Advancing Research Through DataCite's Global Access Fund: Datamap/Amazon – The First Integrated Repository of Scientific Atmospheric Data From the Amazon
Creators & Contributors
The Amazon region is crucial for climate balance and biodiversity preservation. DataMap/Amazon, an initiative of the Center for Sustainable Amazon Studies at the University of São Paulo (USP), promotes the production and dissemination of science for the sustainable development of the Amazon. It is a comprehensive data platform designed to centralize and unify data discovery, visualization, and processing for research datasets, particularly atmospheric data. DataMap empowers researchers to find, analyze, and share datasets seamlessly by simplifying data access and reducing infrastructure complexity.
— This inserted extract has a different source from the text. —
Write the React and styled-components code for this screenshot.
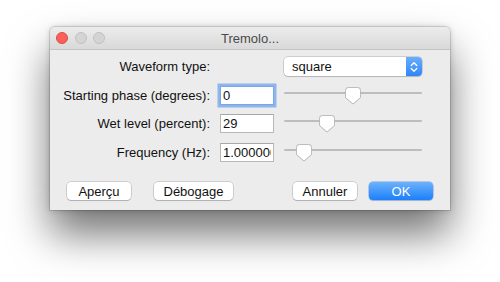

The aggregation into a scientific repository of observations aimed at quantifying the balance of greenhouse gases and climate uncertainties in the Amazon presents a unique opportunity to better understand how environmental phenomena work in the region while also enabling the synthesis of the enormous amount of data generated there.
DataMap/Amazon was conceived with the above vision. It is an initiative relevant to not only Brazilian but also Latin American science more generally, which typically lacks the necessary computational tools to integrate and synthesize knowledge from the vast collection of information by researchers from institutions such as the National Institute for Amazonian Research, the National Space Institute (INPE), USP, and the State University of Campinas.
Thanks to the DataCite Global Access Fund (GAF) 2024, the DataMap/Amazon initiative led by USP obtained funding to address the gap in computational tools throughout Latin America for synthesizing data related to greenhouse gases and climate change in the Amazon. DataCite's GAF supported the creation of DataMap/Amazon as the first integrated repository of scientific atmospheric data from the Amazon.
Scientific Atmospheric Data from the Amazon – DataMap/Amazon
This platform has the goal of improving the long-term management of in situ data collected by two Amazon projects to better understand how Amazonian ecosystems respond to climate change and their role in the global carbon cycle:
- LBA (Large-Scale Biosphere-Atmosphere Experiment in Amazonia): A Brazilian initiative aimed at understanding the functioning of the Amazon rainforest by studying large-scale cycles of carbon, nutrients, water, and energy. The project provides critical insights into the biosphere and atmosphere interactions.
- AmazonFACE (Amazon Free-Air CO2 Enrichment Experiment): Focused on observing the long-term effects of increased atmospheric CO2 on tropical forests.
Specifically, GAF supported the following features of DataMap/Amazon:
- Development of a software tool to manage and publish datasets collected from LBA and AmazonFace.
- Curation of legacy datasets from these projects that have not yet been published in repositories.
- Training of researchers to utilize tools for managing and publishing datasets in DataMap/Amazon.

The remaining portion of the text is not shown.